[Begin]

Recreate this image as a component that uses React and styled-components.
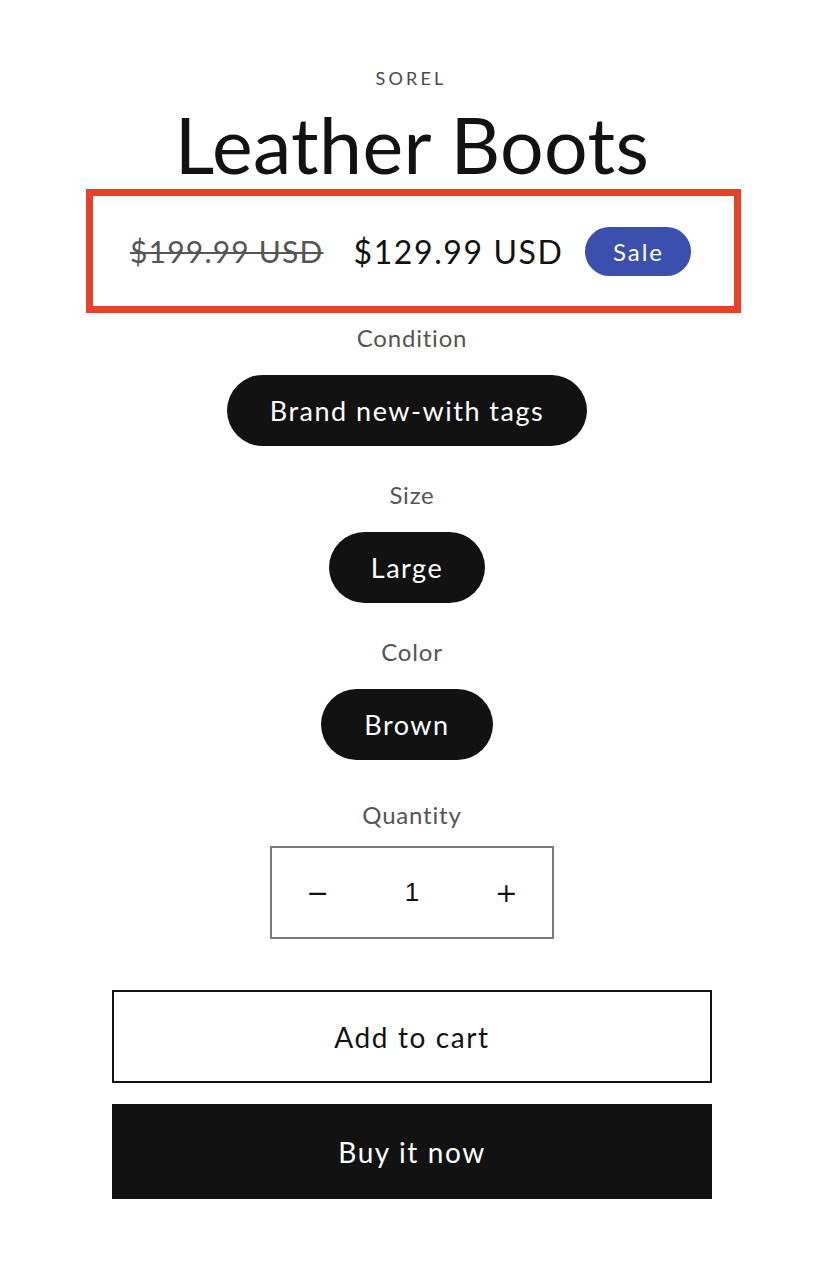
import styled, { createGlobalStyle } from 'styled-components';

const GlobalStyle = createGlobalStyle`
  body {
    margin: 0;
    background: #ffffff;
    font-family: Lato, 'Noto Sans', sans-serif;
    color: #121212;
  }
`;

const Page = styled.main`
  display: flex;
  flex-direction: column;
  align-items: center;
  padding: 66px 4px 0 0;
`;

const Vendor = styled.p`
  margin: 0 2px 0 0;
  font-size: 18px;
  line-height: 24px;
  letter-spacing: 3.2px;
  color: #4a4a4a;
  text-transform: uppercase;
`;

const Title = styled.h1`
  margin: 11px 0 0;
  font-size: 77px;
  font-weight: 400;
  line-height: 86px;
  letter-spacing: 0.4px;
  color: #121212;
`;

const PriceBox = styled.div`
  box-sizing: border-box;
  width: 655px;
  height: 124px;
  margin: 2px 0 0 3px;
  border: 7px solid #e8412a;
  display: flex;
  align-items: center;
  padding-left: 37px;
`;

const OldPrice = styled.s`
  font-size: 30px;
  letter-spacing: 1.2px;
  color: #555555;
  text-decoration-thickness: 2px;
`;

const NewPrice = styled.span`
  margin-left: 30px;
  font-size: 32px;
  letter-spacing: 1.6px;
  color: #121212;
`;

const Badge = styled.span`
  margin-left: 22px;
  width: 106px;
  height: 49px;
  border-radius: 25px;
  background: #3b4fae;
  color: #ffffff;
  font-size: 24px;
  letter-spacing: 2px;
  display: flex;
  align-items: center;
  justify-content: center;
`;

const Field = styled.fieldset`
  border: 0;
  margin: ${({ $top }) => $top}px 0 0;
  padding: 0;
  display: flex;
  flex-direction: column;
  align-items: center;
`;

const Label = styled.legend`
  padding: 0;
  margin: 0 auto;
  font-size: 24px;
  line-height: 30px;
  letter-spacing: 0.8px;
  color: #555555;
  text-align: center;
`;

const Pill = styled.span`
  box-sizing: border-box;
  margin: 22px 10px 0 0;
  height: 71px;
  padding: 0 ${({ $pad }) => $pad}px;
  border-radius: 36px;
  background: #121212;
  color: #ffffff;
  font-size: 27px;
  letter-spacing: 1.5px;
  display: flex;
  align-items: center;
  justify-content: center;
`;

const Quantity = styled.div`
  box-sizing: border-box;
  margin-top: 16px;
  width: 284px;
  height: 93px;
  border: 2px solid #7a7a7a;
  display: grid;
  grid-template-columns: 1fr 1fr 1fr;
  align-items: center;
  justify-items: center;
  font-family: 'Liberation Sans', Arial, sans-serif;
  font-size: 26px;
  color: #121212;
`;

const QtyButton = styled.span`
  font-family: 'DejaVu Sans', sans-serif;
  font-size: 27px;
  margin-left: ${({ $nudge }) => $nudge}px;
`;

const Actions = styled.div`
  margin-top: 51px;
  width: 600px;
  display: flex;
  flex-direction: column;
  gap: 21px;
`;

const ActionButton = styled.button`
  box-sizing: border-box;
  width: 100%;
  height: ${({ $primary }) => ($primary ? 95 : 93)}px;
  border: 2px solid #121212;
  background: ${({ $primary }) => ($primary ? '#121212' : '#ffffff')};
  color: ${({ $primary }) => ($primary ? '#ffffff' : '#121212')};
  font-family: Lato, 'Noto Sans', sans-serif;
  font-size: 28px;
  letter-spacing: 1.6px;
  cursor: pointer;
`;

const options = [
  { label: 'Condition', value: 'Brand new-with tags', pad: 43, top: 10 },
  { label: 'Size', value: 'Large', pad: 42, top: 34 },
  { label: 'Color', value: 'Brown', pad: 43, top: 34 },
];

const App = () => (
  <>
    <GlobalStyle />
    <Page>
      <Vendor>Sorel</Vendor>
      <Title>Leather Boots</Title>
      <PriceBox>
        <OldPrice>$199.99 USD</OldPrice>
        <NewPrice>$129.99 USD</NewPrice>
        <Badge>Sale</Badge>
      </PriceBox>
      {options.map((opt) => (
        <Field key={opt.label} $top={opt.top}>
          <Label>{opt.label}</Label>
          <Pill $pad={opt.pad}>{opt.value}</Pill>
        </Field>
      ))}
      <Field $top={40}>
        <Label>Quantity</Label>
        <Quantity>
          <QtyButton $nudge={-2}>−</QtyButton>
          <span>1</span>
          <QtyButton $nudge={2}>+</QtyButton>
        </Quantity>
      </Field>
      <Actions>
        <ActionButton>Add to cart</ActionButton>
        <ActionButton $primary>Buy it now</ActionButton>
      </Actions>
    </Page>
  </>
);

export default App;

[End]

* What needs to be done *
Reproduce every line above as written, skipping pictures.

* Final answer *
Recreate this image as a component that uses React and styled-components.
import styled, { createGlobalStyle } from 'styled-components';

const GlobalStyle = createGlobalStyle`
  body {
    margin: 0;
    background: #ffffff;
    font-family: Lato, 'Noto Sans', sans-serif;
    color: #121212;
  }
`;

const Page = styled.main`
  display: flex;
  flex-direction: column;
  align-items: center;
  padding: 66px 4px 0 0;
`;

const Vendor = styled.p`
  margin: 0 2px 0 0;
  font-size: 18px;
  line-height: 24px;
  letter-spacing: 3.2px;
  color: #4a4a4a;
  text-transform: uppercase;
`;

const Title = styled.h1`
  margin: 11px 0 0;
  font-size: 77px;
  font-weight: 400;
  line-height: 86px;
  letter-spacing: 0.4px;
  color: #121212;
`;

const PriceBox = styled.div`
  box-sizing: border-box;
  width: 655px;
  height: 124px;
  margin: 2px 0 0 3px;
  border: 7px solid #e8412a;
  display: flex;
  align-items: center;
  padding-left: 37px;
`;

const OldPrice = styled.s`
  font-size: 30px;
  letter-spacing: 1.2px;
  color: #555555;
  text-decoration-thickness: 2px;
`;

const NewPrice = styled.span`
  margin-left: 30px;
  font-size: 32px;
  letter-spacing: 1.6px;
  color: #121212;
`;

const Badge = styled.span`
  margin-left: 22px;
  width: 106px;
  height: 49px;
  border-radius: 25px;
  background: #3b4fae;
  color: #ffffff;
  font-size: 24px;
  letter-spacing: 2px;
  display: flex;
  align-items: center;
  justify-content: center;
`;

const Field = styled.fieldset`
  border: 0;
  margin: ${({ $top }) => $top}px 0 0;
  padding: 0;
  display: flex;
  flex-direction: column;
  align-items: center;
`;

const Label = styled.legend`
  padding: 0;
  margin: 0 auto;
  font-size: 24px;
  line-height: 30px;
  letter-spacing: 0.8px;
  color: #555555;
  text-align: center;
`;

const Pill = styled.span`
  box-sizing: border-box;
  margin: 22px 10px 0 0;
  height: 71px;
  padding: 0 ${({ $pad }) => $pad}px;
  border-radius: 36px;
  background: #121212;
  color: #ffffff;
  font-size: 27px;
  letter-spacing: 1.5px;
  display: flex;
  align-items: center;
  justify-content: center;
`;

const Quantity = styled.div`
  box-sizing: border-box;
  margin-top: 16px;
  width: 284px;
  height: 93px;
  border: 2px solid #7a7a7a;
  display: grid;
  grid-template-columns: 1fr 1fr 1fr;
  align-items: center;
  justify-items: center;
  font-family: 'Liberation Sans', Arial, sans-serif;
  font-size: 26px;
  color: #121212;
`;

const QtyButton = styled.span`
  font-family: 'DejaVu Sans', sans-serif;
  font-size: 27px;
  margin-left: ${({ $nudge }) => $nudge}px;
`;

const Actions = styled.div`
  margin-top: 51px;
  width: 600px;
  display: flex;
  flex-direction: column;
  gap: 21px;
`;

const ActionButton = styled.button`
  box-sizing: border-box;
  width: 100%;
  height: ${({ $primary }) => ($primary ? 95 : 93)}px;
  border: 2px solid #121212;
  background: ${({ $primary }) => ($primary ? '#121212' : '#ffffff')};
  color: ${({ $primary }) => ($primary ? '#ffffff' : '#121212')};
  font-family: Lato, 'Noto Sans', sans-serif;
  font-size: 28px;
  letter-spacing: 1.6px;
  cursor: pointer;
`;

const options = [
  { label: 'Condition', value: 'Brand new-with tags', pad: 43, top: 10 },
  { label: 'Size', value: 'Large', pad: 42, top: 34 },
  { label: 'Color', value: 'Brown', pad: 43, top: 34 },
];

const App = () => (
  <>
    <GlobalStyle />
    <Page>
      <Vendor>Sorel</Vendor>
      <Title>Leather Boots</Title>
      <PriceBox>
        <OldPrice>$199.99 USD</OldPrice>
        <NewPrice>$129.99 USD</NewPrice>
        <Badge>Sale</Badge>
      </PriceBox>
      {options.map((opt) => (
        <Field key={opt.label} $top={opt.top}>
          <Label>{opt.label}</Label>
          <Pill $pad={opt.pad}>{opt.value}</Pill>
        </Field>
      ))}
      <Field $top={40}>
        <Label>Quantity</Label>
        <Quantity>
          <QtyButton $nudge={-2}>−</QtyButton>
          <span>1</span>
          <QtyButton $nudge={2}>+</QtyButton>
        </Quantity>
      </Field>
      <Actions>
        <ActionButton>Add to cart</ActionButton>
        <ActionButton $primary>Buy it now</ActionButton>
      </Actions>
    </Page>
  </>
);

export default App;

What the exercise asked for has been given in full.